Mi riferisco aCattolici a disagio? Serrare i ranghi!”, un’analisi documentata, anche impietosa, sulle sfide della Chiesa trentina (QT di aprile). Non riesco a condividere la connessione dei grandi tormenti d’epoca, esplorata nell’articolo, con una episodica particolare della parrocchia di S.Antonio a Trento, citata come esempio del disagio cattolico. Certo, anche una piccola storia, è indicativa. Lasciamola “piccola”, tuttavia.

Inquadrerei così, impropria nella modalità, non sconsiderata nell’identità, la citata proposta di Silvano Bert; che dall’ambone della messa si introduca, di iniziativa personale, una proposta di innovazioni liturgiche: che a messa possano parlare anche i laici, ognuno a dire (e ascoltare) una preghiera spontanea, dare un avviso, raccontare un’esperienza, esprimere anche una critica all’omelia del sacerdote. Proposta giudicata eversiva, avete scritto, rivoluzionaria. E per questo cassata. La replica del parroco, don Renzo Caserotti, a quell’iniziativa, ripetitiva di un’altra (la richiesta citazione pubblica, ancora dall’ambone, di una lettera a Bert da parte dell’imam Breigheche), anche se momentaneamente impetuosa, l’avrei inquadrata negli elementari doveri del celebrante, di gestire la celebrazione eucaristica. Il richiamo a Silvano Bert, quindi, prendiamolo come avvertimento, non indicativo di precoce martirio. Il bollettino della parrocchia, con buon senso, ha accantonato lettere sdegnate, seguite all’episodio. Costruttivo, semmai, l’intento di qualche dialogante momento assembleare.

Nella Chiesa grande è comunque aperta una questione del parlare “quando”. Che è anche la dimensione riflessa del ruolo dei laici, celebrato nelle ufficialità discorsive, non sempre rispettato. Ricordo una replica di Avvenire ad alcuni partecipanti al convegno ecclesiale di 4 anni fa, a Verona. La richiesta era di dare corso, su qualche tema rilevante, a qualche mozione affermativa di principi e prospettive.

Il presidente della Cei, card. Ruini, fece presente che il convegno non era una assemblea parlamentare. Le conclusioni le tirò tutte lui. Altro quesito analogo, alla recente settimana sociale dei cattolici italiani, a Reggio Calabria: perché non un laico a presiedere le Settimane?

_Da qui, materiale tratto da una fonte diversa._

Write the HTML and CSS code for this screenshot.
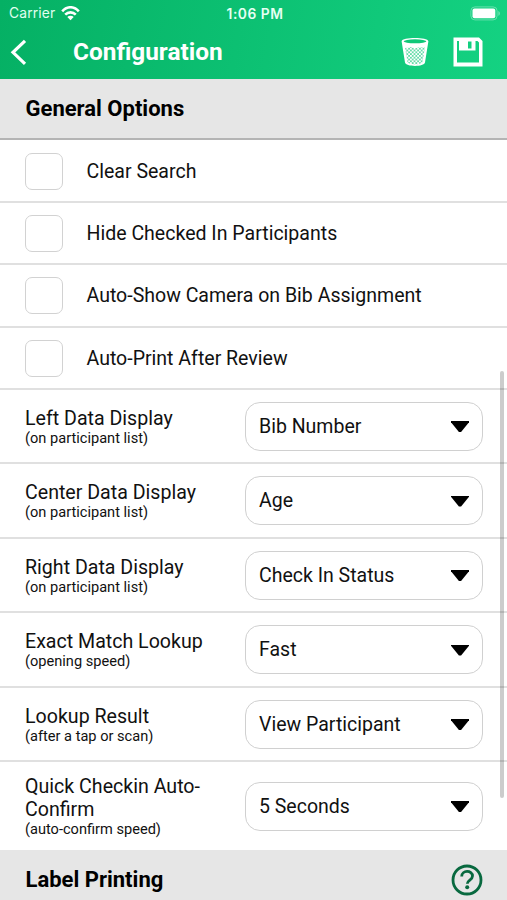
FILE: index.html
```html
<!DOCTYPE html>
<html lang="en">
<head>
<meta charset="utf-8">
<title>Configuration</title>
<link rel="stylesheet" href="styles.css">
</head>
<body>
<div class="screen">
  <header class="header">
    <div class="status">
      <div class="carrier"><span>Carrier</span>
        <svg width="19" height="15" viewBox="0 0 19 15" fill="none" stroke="#fff" stroke-width="2.6"><path d="M1.200 5.300C6-.1 13-.1 17.800 5.300M4.200 8.700c3-3.100 7.600-3.100 10.600 0"/><path d="M9.500 14.200 6.300 10.900c1.700-1.500 4.700-1.500 6.400 0z" fill="#fff" stroke="none"/></svg>
      </div>
      <span class="time">1:06 PM</span>
      <div class="battery">
        <svg width="31" height="15" viewBox="0 0 31 15"><rect x=".9" y=".9" width="26.200" height="13" rx="4" fill="none" stroke="#fff" stroke-opacity=".35"/><rect x="2.500" y="2.500" width="22.800" height="9.800" rx="2" fill="#fff"/><path d="M28.400 5v4.800c2-.8 2-4 0-4.800z" fill="#fff" fill-opacity=".4"/></svg>
      </div>
    </div>
    <div class="nav">
      <svg class="back" width="18" height="28" viewBox="0 0 18 28" fill="none" stroke="#fff" stroke-width="3.200"><path d="M16 1.800 4 13.300l12 11.500"/></svg>
      <h1>Configuration</h1>
      <svg class="trash" width="28" height="30" viewBox="0 0 28 30">
        <defs><pattern id="mesh" width="3.600" height="3.600" patternUnits="userSpaceOnUse"><rect width="3.600" height="3.600" fill="#fff"/><path d="M.9 0 1.800.9.9 1.800 0 .9zM2.700 1.800l.9.9-.9.9-.9-.9z" fill="#0fc878" stroke="#0fc878" stroke-width=".25"/></pattern></defs>
        <path d="M.6 4.200C1-.1 27-.1 27.400 4.200L24 25.500c-.7 4.500-19.300 4.500-20 0z" fill="#fff"/>
        <ellipse cx="14" cy="4.300" rx="11.400" ry="2" fill="#0fc878"/>
        <path d="M4 10.500c2.500 1 4 0 5-.5 4 1.500 7 1.500 10 0 2 .6 3.500.7 5 .2l-2.500 15c-3.500 2.700-11.500 2.700-15 0z" fill="url(#mesh)"/>
      </svg>
      <svg class="save" width="30" height="30" viewBox="0 0 30 30"><path fill="#fff" fill-rule="evenodd" d="M.5.500h25.500l3.500 3.500v25.500H.5zM4 4v21.500h22V5.500L24.500 4H22.500v9.500H6V4zM15 4.500v7h3.500v-7z"/></svg>
    </div>
  </header>
  <main>
    <div class="section"><h2>General Options</h2></div>
    <label class="check first"><input type="checkbox"><span>Clear Search</span></label>
    <label class="check"><input type="checkbox"><span>Hide Checked In Participants</span></label>
    <label class="check"><input type="checkbox"><span>Auto-Show Camera on Bib Assignment</span></label>
    <label class="check"><input type="checkbox"><span>Auto-Print After Review</span></label>
    <div class="option"><div class="label">Left Data Display<small>(on participant list)</small></div><button class="select"><span>Bib Number</span><i class="arrow"></i></button></div>
    <div class="option"><div class="label">Center Data Display<small>(on participant list)</small></div><button class="select"><span>Age</span><i class="arrow"></i></button></div>
    <div class="option"><div class="label">Right Data Display<small>(on participant list)</small></div><button class="select"><span>Check In Status</span><i class="arrow"></i></button></div>
    <div class="option"><div class="label">Exact Match Lookup<small>(opening speed)</small></div><button class="select"><span>Fast</span><i class="arrow"></i></button></div>
    <div class="option"><div class="label">Lookup Result<small>(after a tap or scan)</small></div><button class="select"><span>View Participant</span><i class="arrow"></i></button></div>
    <div class="option last"><div class="label">Quick Checkin Auto-<br>Confirm<small>(auto-confirm speed)</small></div><button class="select"><span>5 Seconds</span><i class="arrow"></i></button></div>
    <div class="section printing"><h2>Label Printing</h2>
      <svg width="32" height="32" viewBox="0 0 32 32" fill="none" stroke="#08693f" stroke-width="2.800"><circle cx="16" cy="16" r="14"/><path d="M10.700 12.500c0-6.800 10.800-6.500 10.800-.4 0 4-5.200 4-5.200 7.700"/><circle cx="16.200" cy="23.300" r="2" fill="#08693f" stroke="none"/></svg>
    </div>
  </main>
  <div class="scrollbar"></div>
</div>
</body>
</html>
```
FILE: styles.css
```css
* { box-sizing: border-box; }
body { margin: 0; font-family: Roboto, sans-serif; color: #111; background: #fff; }
.screen { position: relative; width: 507px; height: 900px; overflow: hidden; }
.header { height: 79px; background: linear-gradient(100deg, #05b064, #14d282); color: #fff; }
.status { display: grid; grid-template-columns: 1fr auto 1fr; align-items: center; height: 26px; padding: 0 6px 0 9px; font: 13.800px Inter, sans-serif; }
.carrier { display: flex; align-items: center; gap: 6px; letter-spacing: .15px; color: #e0fff0; }
.time { padding-top: 1px; font-weight: 600; letter-spacing: .5px; color: #e6fff3; }
.battery { display: flex; justify-content: flex-end; }
.nav { display: flex; align-items: center; height: 53px; padding: 0 24px 0 9px; }
h1 { flex: 1; margin: 0 0 1px 46px; font-size: 24.400px; line-height: 30px; font-weight: 700; }
.trash { margin-right: 24px; }
.nav .trash, .save { margin-bottom: 1px; }
.section { display: flex; align-items: center; justify-content: space-between; height: 61px; padding: 0 24px 0 25.500px; background: #e6e6e6; border-bottom: 2px solid #b4b4b4; }
.printing { height: 63px; }
h2 { margin: 0; font-size: 22px; line-height: 28px; font-weight: 700; color: #000; }
.check { display: flex; align-items: center; gap: 24px; height: 62.200px; padding: 0 25px; border-bottom: 2px solid #e0e0e0; font-size: 19.550px; }
.check.first { height: 63.200px; }
.check input { appearance: none; width: 38px; height: 37px; margin: 1px 0 0; border: 1px solid #d2d2d2; border-radius: 7px; background: #fff; }
.check span { margin: 1px 0 0 -.5px; }
.option { display: flex; align-items: center; justify-content: space-between; height: 74.500px; padding: 0 24px 0 25px; border-bottom: 2px solid #e0e0e0; }
.option.last { height: 87.500px; border: 0; }
.label { padding-top: 1px; font-size: 19.600px; line-height: 23px; }
.last .label { padding: 0; }
small { display: block; font-size: 14.600px; line-height: 17px; }
.select { display: flex; align-items: center; justify-content: space-between; width: 238px; height: 49px; padding: 0 13px; border: 1px solid #d0d0d0; border-radius: 15px; background: #fff; color: #111; font: 19.500px Roboto, sans-serif; }
.arrow { width: 18px; height: 11px; margin-top: 1px; background: #000; clip-path: polygon(0 0, 100% 0, 100% 12%, 56% 100%, 44% 100%, 0 12%); }
.scrollbar { position: absolute; top: 371px; right: 3px; width: 4px; height: 427px; border-radius: 2px; background: rgba(0, 0, 0, .2); }
```
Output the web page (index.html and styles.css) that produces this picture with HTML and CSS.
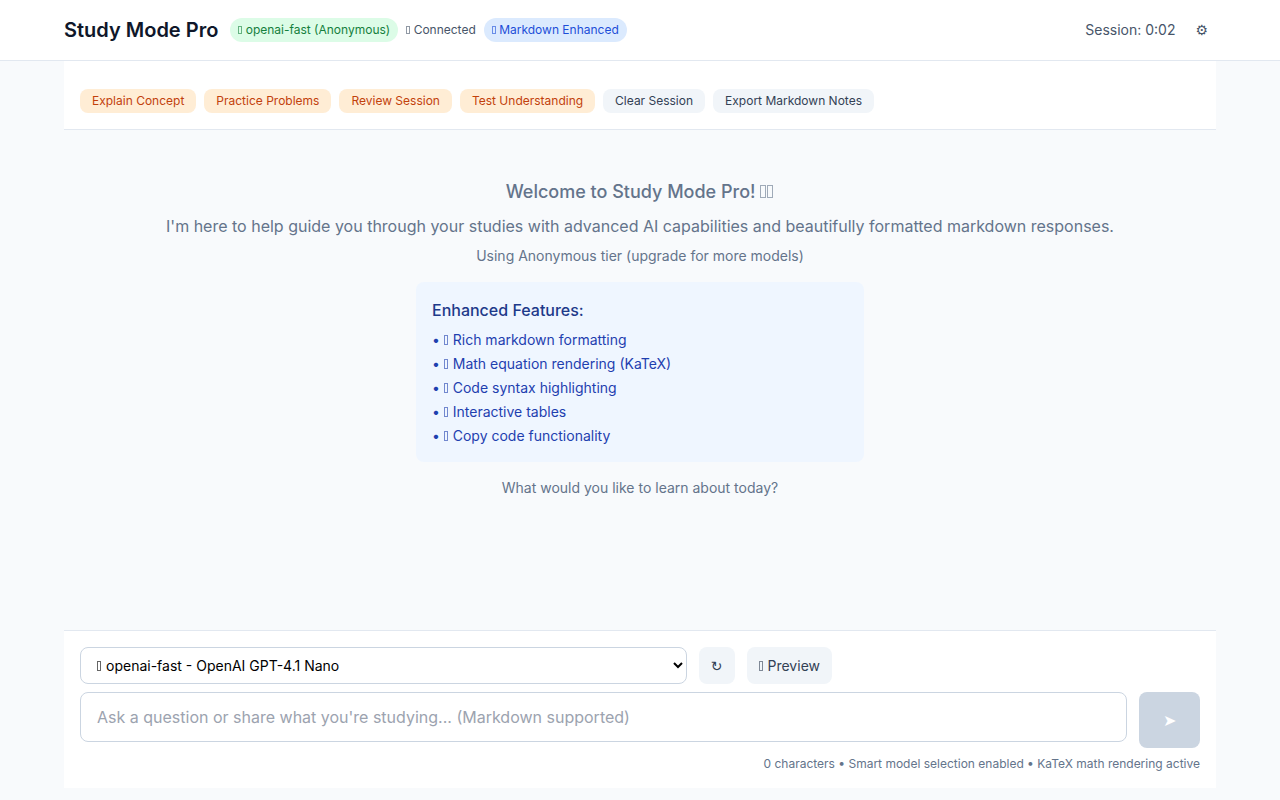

Dialogo e confronto, quindi, necessario. Anche a deplorare le esorbitanze. Ultimamente a Riva, nell’assemblea di Rete Italia, riepilogativa dei “cattolici” del Pdl, una introduzione del card. Ruini, quindi l’emerito e cattolicissimo Formigoni, presidente della Lombardia. Lui a dire pubblicamente consensi all’esigenza di coerenze nei valori da parte dei cristiani in politica, pretesa e sottolineata dall’eminenza. Il presidentissimo, fuori nota ufficiale: “Un ministro dei Trasporti deve fare andare i treni in orario, non gli si chiede quante fidanzate ha. E questo vale anche per un premier”. Sufficiente all’aureola, per Angelino Alfano, ministro della Giustizia. “Chi governa bene la Lombardia, è capace di governare bene l’Italia”. Eccolo, il cattolico Formigoni, da Riva al “predellino”. Staremo a vedere.

Esistono, in contemporanea, anche inquietudini di vescovi, ad Ancona, recente Consiglio permanente della Cei: “Un conto è pazientare, tutt’altro sostenere”.

Quanto alla Chiesa che è in Trento, appena uno sguardo all’indietro, mettiamo in conto per ora due decennali dalla scomparsa: Alessandro Maria Gottardi, venuto da Venezia a Trento con l’ispirazione del “doge” illuminato, quindi convertito a padre umile e ispirato; e don Silvio Franch, grande ecumenico dell’intesa, “l’allegria del divino affabulatore”, ha scritto Paolo Ghezzi. Qualcuno gli riscriva la vita, adesso. Anche per intendere il via vai dei momenti di Chiesa, storture e splendori.